Given data
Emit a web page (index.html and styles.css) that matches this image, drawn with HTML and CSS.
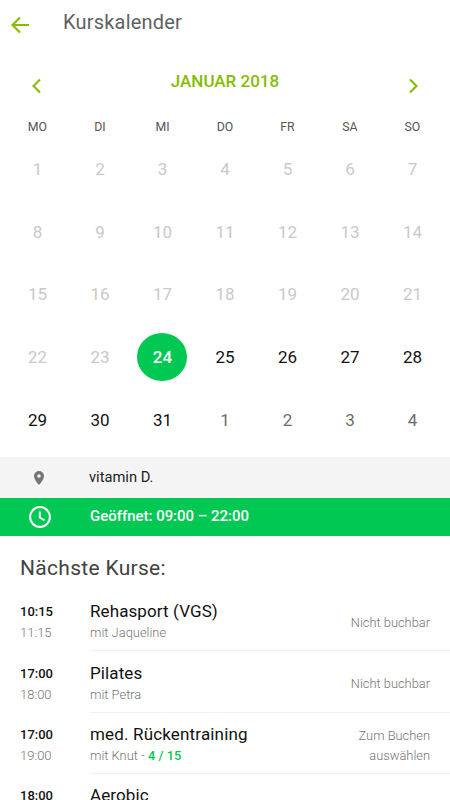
FILE: index.html
```html
<!DOCTYPE html>
<html lang="de">
<head>
<meta charset="utf-8">
<title>Kurskalender</title>
<link rel="stylesheet" href="styles.css">
</head>
<body>
<header class="topbar">
<svg class="back" viewBox="0 0 20 18"><path d="M19 9H2.500M10 1.500L2.500 9L10 16.500"/></svg>
<h1>Kurskalender</h1>
</header>
<nav class="month">
<svg viewBox="0 0 10 16"><path d="M9 1.500L2.500 8L9 14.500"/></svg>
<h2>JANUAR 2018</h2>
<svg viewBox="0 0 10 16"><path d="M1 1.500L7.500 8L1 14.500"/></svg>
</nav>
<section class="grid weekdays"><span>MO</span><span>DI</span><span>MI</span><span>DO</span><span>FR</span><span>SA</span><span>SO</span></section>
<section class="grid days">
<span>1</span><span>2</span><span>3</span><span>4</span><span>5</span><span>6</span><span>7</span>
<span>8</span><span>9</span><span>10</span><span>11</span><span>12</span><span>13</span><span>14</span>
<span>15</span><span>16</span><span>17</span><span>18</span><span>19</span><span>20</span><span>21</span>
<span>22</span><span>23</span><span class="selected">24</span><span class="on">25</span><span class="on">26</span><span class="on">27</span><span class="on">28</span>
<span class="on">29</span><span class="on">30</span><span class="on">31</span><span class="next">1</span><span class="next">2</span><span class="next">3</span><span class="next">4</span>
</section>
<div class="bar place">
<svg class="pin" viewBox="0 0 10 14"><path fill-rule="evenodd" d="M5 0A5 5 0 0 0 0 5C0 8.700 5 14 5 14S10 8.700 10 5A5 5 0 0 0 5 0ZM5 3.200A1.800 1.800 0 1 1 5 6.800A1.800 1.800 0 0 1 5 3.200Z"/></svg>
<span>vitamin D.</span>
</div>
<div class="bar open">
<svg class="clock" viewBox="0 0 22 22"><circle cx="11" cy="11" r="9.900"/><path d="M10.800 5.500V11.500L15.500 14.300"/></svg>
<span>Geöffnet: 09:00 – 22:00</span>
</div>
<h3>Nächste Kurse:</h3>
<main>
<article><div class="time"><b>10:15</b><span>11:15</span></div><div class="course"><div><h4>Rehasport (VGS)</h4><p>mit Jaqueline</p></div><aside>Nicht buchbar</aside></div></article>
<article><div class="time"><b>17:00</b><span>18:00</span></div><div class="course"><div><h4>Pilates</h4><p>mit Petra</p></div><aside>Nicht buchbar</aside></div></article>
<article><div class="time"><b>17:00</b><span>19:00</span></div><div class="course"><div><h4 class="wide">med. Rückentraining</h4><p>mit Knut - <strong>4 / 15</strong></p></div><aside>Zum Buchen<br>auswählen</aside></div></article>
<article><div class="time"><b>18:00</b></div><div class="course"><div><h4>Aerobic</h4></div></div></article>
</main>
</body>
</html>
```
FILE: styles.css
```css
* { box-sizing: border-box; }
body { margin: 0; height: 800px; overflow: hidden; background: #fff; font-family: Roboto, sans-serif; color: #212121; }
h1, h2, h3, h4, p { margin: 0; font-weight: 400; }
svg { fill: none; stroke: #84bd00; stroke-width: 2.1; flex: none; }
.topbar { height: 50px; display: flex; align-items: flex-start; padding: 10px 11px 0 10px; }
.back { width: 20px; height: 18px; margin-top: 6px; }
h1 { font-size: 20px; line-height: 24px; margin-left: 33px; letter-spacing: 0.2px; color: #616161; }
.month { height: 62px; padding: 19px 31px 0; display: flex; justify-content: space-between; align-items: flex-start; }
.month svg { width: 10px; height: 16px; margin-top: 9px; }
h2 { font-size: 17px; line-height: 24px; font-weight: 500; color: #84bd00; }
.grid { display: grid; grid-template-columns: repeat(7, 62.5px); padding-left: 6.200px; margin-right: -10px; text-align: center; }
.weekdays { height: 30px; line-height: 30px; font-size: 12.300px; color: #555; }
.days { grid-template-rows: repeat(5, 62.7px); height: 315px; margin-top: -4px; font-size: 17px; line-height: 62.7px; color: #c9c9c9; }
.days .on { color: #111; }
.days .next { color: #6c6c6c; }
.days .selected { width: 50px; height: 48px; line-height: 49px; place-self: center; border-radius: 50%; background: #00c853; color: #fff; font-weight: 500; }
.bar { display: flex; align-items: center; font-size: 15px; }
.bar span { margin-top: -2px; }
.place { height: 41px; margin-top: 4px; background: #f4f4f4; padding-left: 34px; font-size: 14.700px; }
.pin { width: 10px; height: 14px; fill: #757575; stroke: none; margin-right: 45px; }
.open { height: 38.400px; background: #00c853; color: #fff; font-weight: 500; font-size: 14.950px; padding-left: 29px; }
.bar.open span { margin-top: -2px; }
.clock { width: 22px; height: 22px; stroke: #fff; stroke-width: 2; margin-right: 39px; }
h3 { font-size: 21px; line-height: 30px; padding: 16.600px 20px 0; height: 53.400px; letter-spacing: 0.3px; color: #424242; }
article { display: flex; height: 61.4px; padding-left: 20px; }
.time { width: 70px; padding-top: 12.500px; font-size: 13px; line-height: 20px; color: #757575; font-weight: 300; }
.time b, .time span { display: block; }
.time span { margin-top: 1px; }
.time b { font-weight: 500; color: #111; }
.course { flex: 1; display: flex; justify-content: space-between; padding-right: 20px; border-bottom: 1px solid #f0f0f0; }
h4 { font-size: 17px; line-height: 22px; margin-top: 10.500px; letter-spacing: 0.1px; color: #111; }
.wide { letter-spacing: 0.16px; }
p { font-size: 12.900px; line-height: 20px; margin-top: 1px; color: #757575; font-weight: 300; }
strong { font-weight: 500; color: #00c853; }
aside { align-self: center; margin-top: 6.500px; text-align: right; font-size: 12.850px; line-height: 20.500px; color: #757575; font-weight: 300; }
```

Task objective
Except for the pictures, reproduce every line exactly.

The reply
Emit a web page (index.html and styles.css) that matches this image, drawn with HTML and CSS.
FILE: index.html
```html
<!DOCTYPE html>
<html lang="de">
<head>
<meta charset="utf-8">
<title>Kurskalender</title>
<link rel="stylesheet" href="styles.css">
</head>
<body>
<header class="topbar">
<svg class="back" viewBox="0 0 20 18"><path d="M19 9H2.500M10 1.500L2.500 9L10 16.500"/></svg>
<h1>Kurskalender</h1>
</header>
<nav class="month">
<svg viewBox="0 0 10 16"><path d="M9 1.500L2.500 8L9 14.500"/></svg>
<h2>JANUAR 2018</h2>
<svg viewBox="0 0 10 16"><path d="M1 1.500L7.500 8L1 14.500"/></svg>
</nav>
<section class="grid weekdays"><span>MO</span><span>DI</span><span>MI</span><span>DO</span><span>FR</span><span>SA</span><span>SO</span></section>
<section class="grid days">
<span>1</span><span>2</span><span>3</span><span>4</span><span>5</span><span>6</span><span>7</span>
<span>8</span><span>9</span><span>10</span><span>11</span><span>12</span><span>13</span><span>14</span>
<span>15</span><span>16</span><span>17</span><span>18</span><span>19</span><span>20</span><span>21</span>
<span>22</span><span>23</span><span class="selected">24</span><span class="on">25</span><span class="on">26</span><span class="on">27</span><span class="on">28</span>
<span class="on">29</span><span class="on">30</span><span class="on">31</span><span class="next">1</span><span class="next">2</span><span class="next">3</span><span class="next">4</span>
</section>
<div class="bar place">
<svg class="pin" viewBox="0 0 10 14"><path fill-rule="evenodd" d="M5 0A5 5 0 0 0 0 5C0 8.700 5 14 5 14S10 8.700 10 5A5 5 0 0 0 5 0ZM5 3.200A1.800 1.800 0 1 1 5 6.800A1.800 1.800 0 0 1 5 3.200Z"/></svg>
<span>vitamin D.</span>
</div>
<div class="bar open">
<svg class="clock" viewBox="0 0 22 22"><circle cx="11" cy="11" r="9.900"/><path d="M10.800 5.500V11.500L15.500 14.300"/></svg>
<span>Geöffnet: 09:00 – 22:00</span>
</div>
<h3>Nächste Kurse:</h3>
<main>
<article><div class="time"><b>10:15</b><span>11:15</span></div><div class="course"><div><h4>Rehasport (VGS)</h4><p>mit Jaqueline</p></div><aside>Nicht buchbar</aside></div></article>
<article><div class="time"><b>17:00</b><span>18:00</span></div><div class="course"><div><h4>Pilates</h4><p>mit Petra</p></div><aside>Nicht buchbar</aside></div></article>
<article><div class="time"><b>17:00</b><span>19:00</span></div><div class="course"><div><h4 class="wide">med. Rückentraining</h4><p>mit Knut - <strong>4 / 15</strong></p></div><aside>Zum Buchen<br>auswählen</aside></div></article>
<article><div class="time"><b>18:00</b></div><div class="course"><div><h4>Aerobic</h4></div></div></article>
</main>
</body>
</html>
```
FILE: styles.css
```css
* { box-sizing: border-box; }
body { margin: 0; height: 800px; overflow: hidden; background: #fff; font-family: Roboto, sans-serif; color: #212121; }
h1, h2, h3, h4, p { margin: 0; font-weight: 400; }
svg { fill: none; stroke: #84bd00; stroke-width: 2.1; flex: none; }
.topbar { height: 50px; display: flex; align-items: flex-start; padding: 10px 11px 0 10px; }
.back { width: 20px; height: 18px; margin-top: 6px; }
h1 { font-size: 20px; line-height: 24px; margin-left: 33px; letter-spacing: 0.2px; color: #616161; }
.month { height: 62px; padding: 19px 31px 0; display: flex; justify-content: space-between; align-items: flex-start; }
.month svg { width: 10px; height: 16px; margin-top: 9px; }
h2 { font-size: 17px; line-height: 24px; font-weight: 500; color: #84bd00; }
.grid { display: grid; grid-template-columns: repeat(7, 62.5px); padding-left: 6.200px; margin-right: -10px; text-align: center; }
.weekdays { height: 30px; line-height: 30px; font-size: 12.300px; color: #555; }
.days { grid-template-rows: repeat(5, 62.7px); height: 315px; margin-top: -4px; font-size: 17px; line-height: 62.7px; color: #c9c9c9; }
.days .on { color: #111; }
.days .next { color: #6c6c6c; }
.days .selected { width: 50px; height: 48px; line-height: 49px; place-self: center; border-radius: 50%; background: #00c853; color: #fff; font-weight: 500; }
.bar { display: flex; align-items: center; font-size: 15px; }
.bar span { margin-top: -2px; }
.place { height: 41px; margin-top: 4px; background: #f4f4f4; padding-left: 34px; font-size: 14.700px; }
.pin { width: 10px; height: 14px; fill: #757575; stroke: none; margin-right: 45px; }
.open { height: 38.400px; background: #00c853; color: #fff; font-weight: 500; font-size: 14.950px; padding-left: 29px; }
.bar.open span { margin-top: -2px; }
.clock { width: 22px; height: 22px; stroke: #fff; stroke-width: 2; margin-right: 39px; }
h3 { font-size: 21px; line-height: 30px; padding: 16.600px 20px 0; height: 53.400px; letter-spacing: 0.3px; color: #424242; }
article { display: flex; height: 61.4px; padding-left: 20px; }
.time { width: 70px; padding-top: 12.500px; font-size: 13px; line-height: 20px; color: #757575; font-weight: 300; }
.time b, .time span { display: block; }
.time span { margin-top: 1px; }
.time b { font-weight: 500; color: #111; }
.course { flex: 1; display: flex; justify-content: space-between; padding-right: 20px; border-bottom: 1px solid #f0f0f0; }
h4 { font-size: 17px; line-height: 22px; margin-top: 10.500px; letter-spacing: 0.1px; color: #111; }
.wide { letter-spacing: 0.16px; }
p { font-size: 12.900px; line-height: 20px; margin-top: 1px; color: #757575; font-weight: 300; }
strong { font-weight: 500; color: #00c853; }
aside { align-self: center; margin-top: 6.500px; text-align: right; font-size: 12.850px; line-height: 20.500px; color: #757575; font-weight: 300; }
```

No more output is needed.